ECB President Mario Draghi, aka Super Mario, disappointed investors yesterday when he failed to deliver any new bailout measures. As a result of the central banks lack of action markets across Europe and Asia tumbled, and Spanish and Italian bond yields shot back up to dangerous levels.
President of the European Central Bank (ECB), Mario Draghi, who has previously been dubbed “Super Mario” for his decisive action on the Eurozone debt crisis, disappointed investors yesterday by failing to deliver any new bailout measures. Speaking at a news conference in Frankfurt, Mr Draghi said that the Governing Council “may undertake outright open market operations of a size adequate to reach its objective.”
He went on to say, “Furthermore, the Governing Council may consider undertaking further non-standard monetary policy measures according to what is required to repair monetary policy transmission. Over the coming weeks, we will design the appropriate modalities for such policy measures.”
The vague nature of Mr Draghi’s language angered invertors who had hoped that he would deliver on last weeks promise to do “whatever it takes” to save the euro.
As Bloomberg reports, “a bargain is beginning to emerge between Europe’s politicians and central bankers over how to calm bond markets and end the debt tumult that threatens the euro’s survival.

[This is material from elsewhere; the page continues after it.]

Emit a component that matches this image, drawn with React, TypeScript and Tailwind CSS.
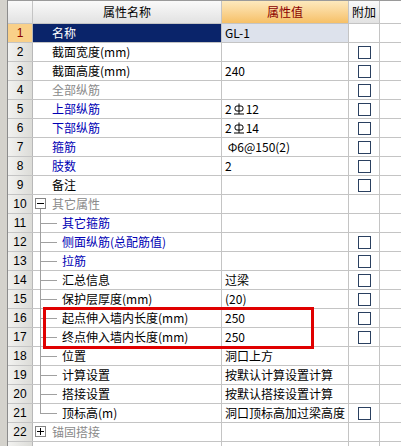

The European Central Bank sketched out its side of the deal yesterday, offering to buy Italy’s and Spain’s bonds on the market as long as the euro governments’ bailout fund makes purchases directly from the two countries’ treasuries and ties them to tough conditions.

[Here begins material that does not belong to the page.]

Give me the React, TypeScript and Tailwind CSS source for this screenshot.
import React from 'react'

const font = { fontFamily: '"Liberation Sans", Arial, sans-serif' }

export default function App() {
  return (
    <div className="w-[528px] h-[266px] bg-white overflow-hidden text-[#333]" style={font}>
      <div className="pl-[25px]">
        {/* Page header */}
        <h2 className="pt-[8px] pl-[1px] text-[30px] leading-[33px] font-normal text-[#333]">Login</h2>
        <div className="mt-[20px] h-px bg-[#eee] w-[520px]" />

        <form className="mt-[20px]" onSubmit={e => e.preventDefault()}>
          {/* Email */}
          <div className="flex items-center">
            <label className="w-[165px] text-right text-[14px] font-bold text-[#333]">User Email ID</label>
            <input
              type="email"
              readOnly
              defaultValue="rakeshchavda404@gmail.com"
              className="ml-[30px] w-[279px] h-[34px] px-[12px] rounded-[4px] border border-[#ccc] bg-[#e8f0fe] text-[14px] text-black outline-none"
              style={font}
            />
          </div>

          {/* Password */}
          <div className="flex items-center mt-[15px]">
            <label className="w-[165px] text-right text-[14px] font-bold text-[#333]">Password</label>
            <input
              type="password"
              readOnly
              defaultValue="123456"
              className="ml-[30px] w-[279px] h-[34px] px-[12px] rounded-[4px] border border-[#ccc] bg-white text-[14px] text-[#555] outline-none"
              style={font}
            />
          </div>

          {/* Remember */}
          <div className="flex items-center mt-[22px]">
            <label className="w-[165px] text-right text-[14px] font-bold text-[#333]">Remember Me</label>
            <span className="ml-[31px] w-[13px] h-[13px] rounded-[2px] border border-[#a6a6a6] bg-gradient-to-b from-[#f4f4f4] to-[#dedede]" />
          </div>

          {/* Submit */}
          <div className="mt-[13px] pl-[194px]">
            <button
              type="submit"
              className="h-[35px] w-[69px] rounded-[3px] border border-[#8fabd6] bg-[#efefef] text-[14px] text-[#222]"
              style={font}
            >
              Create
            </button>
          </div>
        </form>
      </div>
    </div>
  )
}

ECB President Mario Draghi offered only a glimpse of the new strategy, with the actual interventions weeks or months away and a host of obstacles standing in the way before Europe can claim to be on a path out of the crisis.”
Charles Diebel, head of market strategy at Lloyds Banking Group Plc in London, said, “All of the announcements, if transferred into actual activity, would be close to the big bazooka approach that the markets are looking for… Market disappointment is hardly surprising in this context but we may well find this lays the groundwork for the grand plan in coming weeks.”

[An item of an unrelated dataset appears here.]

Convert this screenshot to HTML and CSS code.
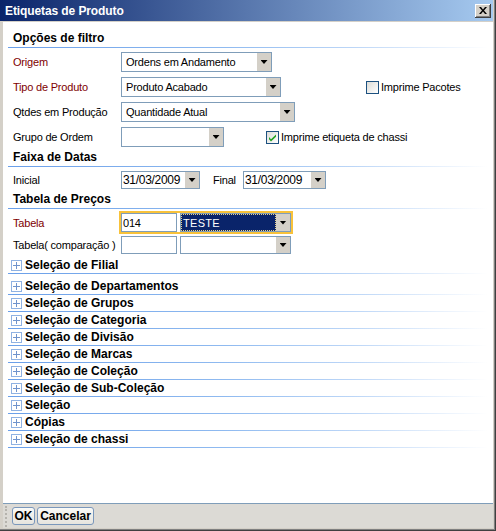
FILE: index.html
```html
<!DOCTYPE html>
<html lang="pt">
<head>
<meta charset="utf-8">
<title>Etiquetas de Produto</title>
<link rel="stylesheet" href="styles.css">
</head>
<body>
<div class="window">
  <div class="titlebar">
    <span class="title">Etiquetas de Produto</span>
    <span class="close"><svg width="8" height="7" viewBox="0 0 8 7"><path d="M0 0h2l2 2.5L6 0h2L5 3.5 8 7H6L4 4.5 2 7H0l3-3.5z" fill="#000"/></svg></span>
  </div>
  <div class="frame">
    <div class="client">
      <div class="sec">Opções de filtro</div>
      <div class="rows first">
        <div class="row">
          <span class="lbl req">Origem</span>
          <div class="combo w-origem"><span class="val">Ordens em Andamento</span><span class="drop"></span></div>
        </div>
        <div class="row">
          <span class="lbl req">Tipo de Produto</span>
          <div class="combo w-tipo"><span class="val">Produto Acabado</span><span class="drop"></span></div>
          <span class="chk chk-pacotes"><span class="box"></span><span>Imprime Pacotes</span></span>
        </div>
        <div class="row">
          <span class="lbl">Qtdes em Produção</span>
          <div class="combo w-qtd"><span class="val">Quantidade Atual</span><span class="drop"></span></div>
        </div>
        <div class="row">
          <span class="lbl">Grupo de Ordem</span>
          <div class="combo w-grupo"><span class="val"></span><span class="drop"></span></div>
          <span class="chk chk-chassi"><span class="box"><svg width="11" height="11" viewBox="0 0 11 11"><path d="M2 5l2 2.2L9 2.5v2.3L4 9.5 2 7.3z" fill="#21a121"/></svg></span><span>Imprime etiqueta de chassi</span></span>
        </div>
      </div>

      <div class="sec sec-gap">Faixa de Datas</div>
      <div class="row date-row">
        <span class="lbl">Inicial</span>
        <div class="combo date w-d1"><span class="val">31/03/2009</span><span class="drop"></span></div>
        <span class="lbl-final">Final</span>
        <div class="combo date w-d2"><span class="val">31/03/2009</span><span class="drop"></span></div>
      </div>

      <div class="sec sec-gap">Tabela de Preços</div>
      <div class="row tab-row">
        <span class="lbl req lbl-tab">Tabela</span>
        <div class="focus">
          <div class="text w-code"><span class="val">014</span></div>
          <div class="combo w-tab"><span class="val sel">TESTE</span><span class="drop"></span></div>
        </div>
      </div>
      <div class="row cmp-row">
        <span class="lbl">Tabela( comparação )</span>
        <div class="text w-code"></div>
        <div class="combo w-tab gap3"><span class="val"></span><span class="drop"></span></div>
      </div>

      <ul class="groups">
        <li class="grp grp-first"><span class="plus"></span>Seleção de Filial</li>
        <li class="grp"><span class="plus"></span>Seleção de Departamentos</li>
        <li class="grp"><span class="plus"></span>Seleção de Grupos</li>
        <li class="grp"><span class="plus"></span>Seleção de Categoria</li>
        <li class="grp"><span class="plus"></span>Seleção de Divisão</li>
        <li class="grp"><span class="plus"></span>Seleção de Marcas</li>
        <li class="grp"><span class="plus"></span>Seleção de Coleção</li>
        <li class="grp"><span class="plus"></span>Seleção de Sub-Coleção</li>
        <li class="grp"><span class="plus"></span>Seleção</li>
        <li class="grp"><span class="plus"></span>Cópias</li>
        <li class="grp"><span class="plus"></span>Seleção de chassi</li>
      </ul>
    </div>
    <div class="footer">
      <span class="grip"></span>
      <span class="btn btn-ok">OK</span>
      <span class="btn btn-cancel">Cancelar</span>
    </div>
  </div>
</div>
</body>
</html>
```
FILE: styles.css
```css
* { box-sizing: border-box; }
html, body { margin: 0; padding: 0; }
body {
  width: 496px;
  height: 531px;
  overflow: hidden;
  background: #d4d0c8;
  font-family: "Liberation Sans", Arial, sans-serif;
  font-size: 11px;
  color: #000;
}
.window {
  width: 496px;
  height: 531px;
  display: flex;
  flex-direction: column;
  background: #d4d0c8;
  padding: 0 3px 3px 0;
  box-shadow: inset -1px -1px #404040, inset -2px -2px #808080;
}
.titlebar {
  height: 21px;
  flex: none;
  display: flex;
  align-items: center;
  padding: 0 2px 0 5px;
  background: linear-gradient(to right, #0a246a, #a6caf0);
}
.title {
  flex: 1;
  color: #fff;
  font-weight: bold;
  font-size: 12px;
  letter-spacing: -0.1px;
}
.close {
  width: 16px;
  height: 14px;
  display: flex;
  align-items: center;
  justify-content: center;
  background: #d4d0c8;
  box-shadow: inset -1px -1px #404040, inset 1px 1px #fff, inset -2px -2px #808080;
}
.frame {
  flex: 1;
  display: flex;
  flex-direction: column;
  padding: 1px 0 0 3px;
}
.client {
  flex: 1;
  background: #fff;
  padding: 8px 5px 0 5px;
}
.sec {
  font-weight: bold;
  font-size: 12px;
  line-height: 16px;
  height: 18px;
  padding: 0 0 2px 5px;
  background: linear-gradient(to right, #6a9fe9 0%, #8fbaf0 45%, #bcd6f7 72%, #ffffff 100%) left bottom / 100% 1px no-repeat;
}
.sec-gap { margin-top: 2px; }
.rows.first { margin-top: 4px; display: flex; flex-direction: column; gap: 5px; }
.row {
  display: flex;
  align-items: center;
  height: 20px;
  padding-left: 5px;
  letter-spacing: -0.2px;
}
.lbl { width: 108px; flex: none; white-space: nowrap; }
.req { color: #800000; }
.combo, .text {
  display: flex;
  height: 100%;
  border: 1px solid #7f9db9;
  background: #fff;
  flex: none;
}
.val {
  flex: 1;
  display: flex;
  align-items: center;
  padding-left: 4px;
  white-space: nowrap;
  overflow: hidden;
}
.drop {
  width: 14px;
  flex: none;
  background: #d4d0c8;
  display: flex;
  align-items: center;
  justify-content: center;
}
.drop::after {
  content: "";
  width: 7px;
  height: 4px;
  background: #000;
  clip-path: polygon(0 0, 100% 0, 50% 100%);
}
.w-origem { width: 151px; }
.w-tipo { width: 160px; }
.w-qtd { width: 174px; }
.w-grupo { width: 103px; }
.chk { display: flex; align-items: center; gap: 2px; white-space: nowrap; }
.chk .box {
  width: 13px;
  height: 13px;
  border: 1px solid #1c5180;
  background: linear-gradient(135deg, #dcdcd7, #ffffff);
  display: flex;
  align-items: center;
  justify-content: center;
}
.chk-pacotes { margin-left: 85px; }
.chk-chassi { margin-left: 42px; }

.date-row { margin-top: 4px; height: 18px; }
.date .val { padding-left: 1px; font-size: 12px; letter-spacing: -0.3px; }
.w-d1 { width: 79px; }
.w-d2 { width: 83px; }
.lbl-final { margin-left: 13px; width: 30px; }

.tab-row { margin-top: 2px; height: 23px; }
.lbl-tab { width: 106px; }
.focus {
  display: flex;
  gap: 3px;
  height: 23px;
  border: 2px solid #f8c23a;
}
.w-code { width: 56px; }
.w-code .val { padding-left: 1px; }
.w-tab { width: 111px; }
.gap3 { margin-left: 3px; }
.val.sel {
  background: #0a246a;
  color: #fff;
  padding-left: 2px;
  letter-spacing: 0.3px;
  outline: 1px dotted #e8d28a;
  outline-offset: -1px;
}
.cmp-row { margin-top: 2px; height: 18px; }

.groups {
  list-style: none;
  margin: 3px 0 0 0;
  padding: 0;
}
.grp {
  height: 17px;
  line-height: 16px;
  padding: 0 0 1px 3px;
  display: flex;
  align-items: center;
  gap: 3px;
  font-weight: bold;
  font-size: 12px;
  white-space: nowrap;
  background: linear-gradient(to right, #6a9fe9 0%, #8fbaf0 45%, #bcd6f7 72%, #ffffff 100%) left bottom / 100% 1px no-repeat;
}
.grp-first { margin-bottom: 4px; }
.plus {
  width: 11px;
  height: 11px;
  flex: none;
  border: 1px solid #8fb2e3;
  background:
    linear-gradient(#6f93cc, #6f93cc) center / 7px 1px no-repeat,
    linear-gradient(#6f93cc, #6f93cc) center / 1px 7px no-repeat,
    #fff;
}

.footer {
  height: 25px;
  flex: none;
  border-top: 1px solid #7f9db9;
  background: #dcdad5;
  display: flex;
  align-items: center;
  padding-left: 2px;
}
.grip {
  width: 3px;
  height: 21px;
  border-left: 2px dotted #b5b3ad;
  margin-right: 4px;
}
.btn {
  height: 18px;
  display: flex;
  align-items: center;
  justify-content: center;
  font-weight: bold;
  font-size: 12px;
  border: 1px solid #7a97bb;
  border-radius: 3px;
  background: linear-gradient(#fafaf7, #e6e4de);
}
.btn-ok { width: 23px; }
.btn-cancel { width: 57px; margin-left: 2px; }
```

William Hoffman, a private investor and macroeconomic strategist from London, told 247Bull that, “Draghi is playing with fire… the ECB is the only institution capable of putting a lid on Italian and Spanish debt yields and it’s within its mandate to maintain price stability, which in this context means preventing deflation, since a breakup of the eurozone would trigger a major banking crisis which would be highly deflationary. The longer he leaves it [money printing] the more dangerous that threat becomes.”
In any event the ECBs decision to leave interest rates unchanged at 0.75%, and to delay major intervention sent markets into a tailspin.
After the press conference European markets fell sharply, with Spain’s IBEX falling 5.16%, Italy’s MIB falling 4.64%, the CAC dropping 2.68%, the DAX declining 2.2% and the FTSE 100 ending the day down 0.88%.
Spanish 10-year bond yields also shot up, rising back above the 7% danger level.
The bottom line
Politicians take the path of least resistance and so do asset prices.
With that in mind, and since inflation is significantly more palatable that deflation, we are confident that global central banks are about to embark on a period of unprecedented money printing.
Their actions will turn a sovereign debt crisis into a currency crisis which will send the nominal value of all assets higher. The real winners however, will be hard assets, in particular precious metals such as gold and silver, whose values are likely to increase several fold as investors clamour to reach the safety they provide.